Pour un festival comme les Vieilles Charrues, qui consacre un tiers de son budget à la programmation, l’explosion des cachets des têtes d’affiches complique la donne, surtout pour un événement quasi non subventionné, où la billetterie et les stands représentent 80 % des recettes. Pour le programmateur du festival, cela tient du casse-tête : « On est conscients de la situation économique actuelle et on tient à ne pas trop augmenter les tarifs. En même temps, on a besoin de très grosses têtes d’affiches pour remplir.
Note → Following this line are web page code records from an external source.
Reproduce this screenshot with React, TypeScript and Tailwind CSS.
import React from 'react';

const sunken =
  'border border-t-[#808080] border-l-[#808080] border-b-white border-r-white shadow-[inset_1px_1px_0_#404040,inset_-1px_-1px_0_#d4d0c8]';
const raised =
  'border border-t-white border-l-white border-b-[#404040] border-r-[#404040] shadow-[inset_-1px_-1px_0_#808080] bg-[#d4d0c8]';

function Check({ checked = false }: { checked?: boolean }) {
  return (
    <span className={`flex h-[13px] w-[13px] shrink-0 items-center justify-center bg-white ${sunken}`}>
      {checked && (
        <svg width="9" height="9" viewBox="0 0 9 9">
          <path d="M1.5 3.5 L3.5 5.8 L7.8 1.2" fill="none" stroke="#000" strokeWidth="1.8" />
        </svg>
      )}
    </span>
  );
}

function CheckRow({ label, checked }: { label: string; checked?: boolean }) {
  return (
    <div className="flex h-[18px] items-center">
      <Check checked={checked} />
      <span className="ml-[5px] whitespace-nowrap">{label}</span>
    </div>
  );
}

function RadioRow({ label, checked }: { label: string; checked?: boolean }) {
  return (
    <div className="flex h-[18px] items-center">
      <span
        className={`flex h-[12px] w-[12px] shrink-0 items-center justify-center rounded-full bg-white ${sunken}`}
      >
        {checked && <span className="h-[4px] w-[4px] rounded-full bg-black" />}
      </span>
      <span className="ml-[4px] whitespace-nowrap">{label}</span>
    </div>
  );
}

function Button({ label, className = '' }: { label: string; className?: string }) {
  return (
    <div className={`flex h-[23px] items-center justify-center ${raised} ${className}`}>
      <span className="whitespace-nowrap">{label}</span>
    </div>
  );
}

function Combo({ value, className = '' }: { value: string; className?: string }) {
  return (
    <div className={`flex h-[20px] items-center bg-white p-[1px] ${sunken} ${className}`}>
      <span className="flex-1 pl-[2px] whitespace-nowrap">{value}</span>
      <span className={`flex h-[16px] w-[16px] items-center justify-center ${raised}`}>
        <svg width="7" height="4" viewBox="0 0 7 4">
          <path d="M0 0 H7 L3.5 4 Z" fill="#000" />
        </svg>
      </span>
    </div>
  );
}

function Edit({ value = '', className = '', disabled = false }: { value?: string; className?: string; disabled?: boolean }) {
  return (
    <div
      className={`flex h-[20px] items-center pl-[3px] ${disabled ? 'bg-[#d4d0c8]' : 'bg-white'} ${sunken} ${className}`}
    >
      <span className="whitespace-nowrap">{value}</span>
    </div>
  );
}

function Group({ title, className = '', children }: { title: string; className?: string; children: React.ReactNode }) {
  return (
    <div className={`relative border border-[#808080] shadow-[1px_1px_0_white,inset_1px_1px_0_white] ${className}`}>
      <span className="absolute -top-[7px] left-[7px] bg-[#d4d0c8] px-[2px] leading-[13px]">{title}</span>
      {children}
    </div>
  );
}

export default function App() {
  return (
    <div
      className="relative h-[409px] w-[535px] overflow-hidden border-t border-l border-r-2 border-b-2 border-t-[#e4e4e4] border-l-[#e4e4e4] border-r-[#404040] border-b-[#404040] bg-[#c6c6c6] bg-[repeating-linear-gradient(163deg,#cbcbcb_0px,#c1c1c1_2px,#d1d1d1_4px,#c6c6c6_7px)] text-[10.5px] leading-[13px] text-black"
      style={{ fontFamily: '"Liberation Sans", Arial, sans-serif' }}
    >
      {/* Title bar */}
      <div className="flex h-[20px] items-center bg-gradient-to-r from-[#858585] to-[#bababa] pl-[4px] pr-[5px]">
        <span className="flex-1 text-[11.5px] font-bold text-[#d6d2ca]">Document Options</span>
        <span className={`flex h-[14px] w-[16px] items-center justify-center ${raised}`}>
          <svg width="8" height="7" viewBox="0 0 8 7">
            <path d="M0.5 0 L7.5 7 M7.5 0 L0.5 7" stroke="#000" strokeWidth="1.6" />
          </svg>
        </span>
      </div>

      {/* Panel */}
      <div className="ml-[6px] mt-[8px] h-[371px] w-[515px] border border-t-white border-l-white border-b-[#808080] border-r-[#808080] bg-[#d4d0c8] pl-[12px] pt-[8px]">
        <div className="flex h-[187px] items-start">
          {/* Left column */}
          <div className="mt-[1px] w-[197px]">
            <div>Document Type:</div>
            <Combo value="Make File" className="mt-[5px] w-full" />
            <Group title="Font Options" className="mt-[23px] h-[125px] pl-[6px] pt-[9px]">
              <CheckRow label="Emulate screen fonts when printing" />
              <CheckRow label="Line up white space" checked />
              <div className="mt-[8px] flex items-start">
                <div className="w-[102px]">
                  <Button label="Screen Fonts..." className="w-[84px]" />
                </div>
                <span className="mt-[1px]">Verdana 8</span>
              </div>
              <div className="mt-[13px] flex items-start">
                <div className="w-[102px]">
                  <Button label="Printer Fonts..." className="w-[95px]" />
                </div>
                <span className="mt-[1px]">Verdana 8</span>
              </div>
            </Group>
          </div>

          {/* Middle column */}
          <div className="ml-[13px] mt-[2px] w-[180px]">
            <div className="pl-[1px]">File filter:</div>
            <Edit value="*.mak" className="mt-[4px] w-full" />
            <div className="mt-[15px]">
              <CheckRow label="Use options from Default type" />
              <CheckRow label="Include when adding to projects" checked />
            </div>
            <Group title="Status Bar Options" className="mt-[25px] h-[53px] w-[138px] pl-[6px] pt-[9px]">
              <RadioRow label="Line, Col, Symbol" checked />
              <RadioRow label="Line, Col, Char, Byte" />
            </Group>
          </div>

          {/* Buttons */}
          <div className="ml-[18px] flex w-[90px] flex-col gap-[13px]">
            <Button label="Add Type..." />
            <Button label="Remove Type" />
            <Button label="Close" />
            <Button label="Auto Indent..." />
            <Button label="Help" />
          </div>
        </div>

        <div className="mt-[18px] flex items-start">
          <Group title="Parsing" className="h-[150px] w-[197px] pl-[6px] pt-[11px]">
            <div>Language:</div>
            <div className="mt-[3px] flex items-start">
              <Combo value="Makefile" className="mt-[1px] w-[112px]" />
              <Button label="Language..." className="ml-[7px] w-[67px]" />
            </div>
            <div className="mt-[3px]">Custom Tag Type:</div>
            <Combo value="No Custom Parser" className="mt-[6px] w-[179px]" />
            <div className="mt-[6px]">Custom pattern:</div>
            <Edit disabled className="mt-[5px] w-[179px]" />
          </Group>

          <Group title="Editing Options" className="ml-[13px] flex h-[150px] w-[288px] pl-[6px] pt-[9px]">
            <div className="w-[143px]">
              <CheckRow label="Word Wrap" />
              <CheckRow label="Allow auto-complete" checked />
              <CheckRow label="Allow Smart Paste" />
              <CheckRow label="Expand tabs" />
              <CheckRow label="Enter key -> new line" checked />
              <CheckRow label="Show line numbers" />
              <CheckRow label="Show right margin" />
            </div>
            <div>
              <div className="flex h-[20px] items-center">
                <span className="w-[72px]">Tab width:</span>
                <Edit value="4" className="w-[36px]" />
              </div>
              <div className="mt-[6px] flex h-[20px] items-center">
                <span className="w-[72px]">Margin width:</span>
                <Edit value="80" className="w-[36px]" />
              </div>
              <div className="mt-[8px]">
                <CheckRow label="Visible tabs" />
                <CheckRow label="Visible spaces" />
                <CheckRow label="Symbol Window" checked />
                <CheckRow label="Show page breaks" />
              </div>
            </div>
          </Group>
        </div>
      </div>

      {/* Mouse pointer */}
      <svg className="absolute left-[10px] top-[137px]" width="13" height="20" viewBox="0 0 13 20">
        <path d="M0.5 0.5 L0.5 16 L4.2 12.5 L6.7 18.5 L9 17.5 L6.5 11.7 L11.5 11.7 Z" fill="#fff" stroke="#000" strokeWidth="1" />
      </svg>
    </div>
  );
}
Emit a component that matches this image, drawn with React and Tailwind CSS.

Et là où ça devient complexe, c’est que notre équilibre, notre break, est de plus en plus haut. » Un constat que partage Jean-Paul Roland des Eurocks, également co-fondateur de la fédération de festivals De Concert : » Pour de plus en plus de festivals, le point d’équilibre s’approche désormais du soldout ! Alors même s’il y a un vrai attachement du public à un festival, cela ne suffit pas pour arriver à un tel remplissage. Après, à mes yeux, il y a trois étages dans une programmation : les têtes d’affiches internationales (et là, on a une marge de plus en plus réduite), les artistes français du moment (qu’on retrouve principalement dans votre classement des squatteurs) et les artistes émergents. Et cette dernière salve est la plus importante en nombre de groupes. C’est aussi elle qui fait qu’un festival se démarque des autres, qu’il a sa propre identité. Enfin, de plus en plus de festivals comme le Paléo, Dour ou les Eurockéennes proposent des thématiques, des angles de programmation ou des focus particuliers ».